Give it 5-7 days post-learning before deciding. CPA often stabilizes and improves in the first week after learning. If it doesn't improve by day 7, apply the kill matrix.
What if an ad set was profitable but CPA is now climbing?
This is typically creative fatigue or audience saturation. Check frequency first—if it's above 5, you've likely exhausted the audience. Try adding fresh creative before killing. If creative refresh doesn't help within 5-7 days, kill.
How do I handle ad sets with very low conversion volume?
Low volume makes data unreliable. Options: (1) Increase budget to generate more data faster, (2) Broaden targeting to increase delivery, (3) Optimize for a higher-volume event temporarily. If none work, kill after 14 days regardless of CPA.

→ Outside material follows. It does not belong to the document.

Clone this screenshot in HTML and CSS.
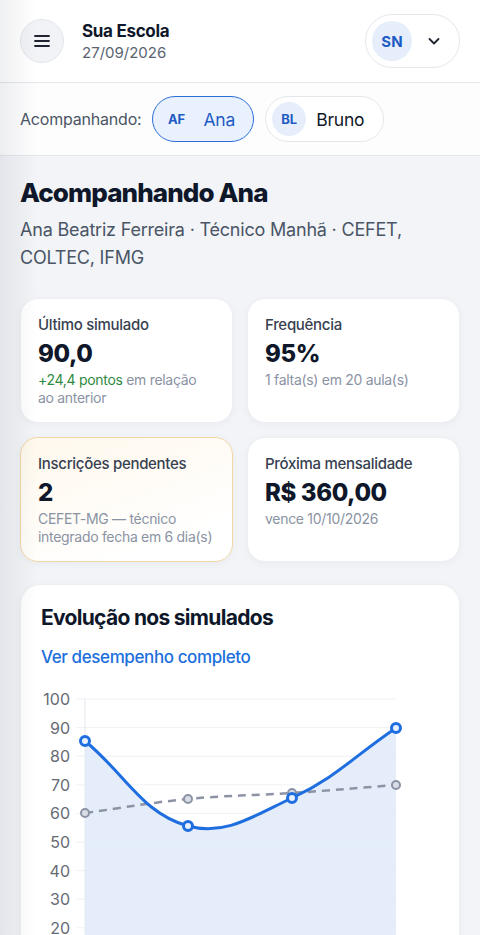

Should I ever kill a profitable ad set?
Yes, if budget is limited and other ad sets are more profitable. Opportunity cost matters. A $30 CPA ad set should be killed if you could shift that budget to a $20 CPA ad set and generate more total profit.
What's the minimum time before killing any ad set?
Absolute minimum: 7 days unless there's a catastrophic issue (zero delivery, policy violation). Recommended minimum: 14 days for full evaluation. Exception: if CPA is 3x+ target after 7 days with 20+ conversions, you have enough signal to kill.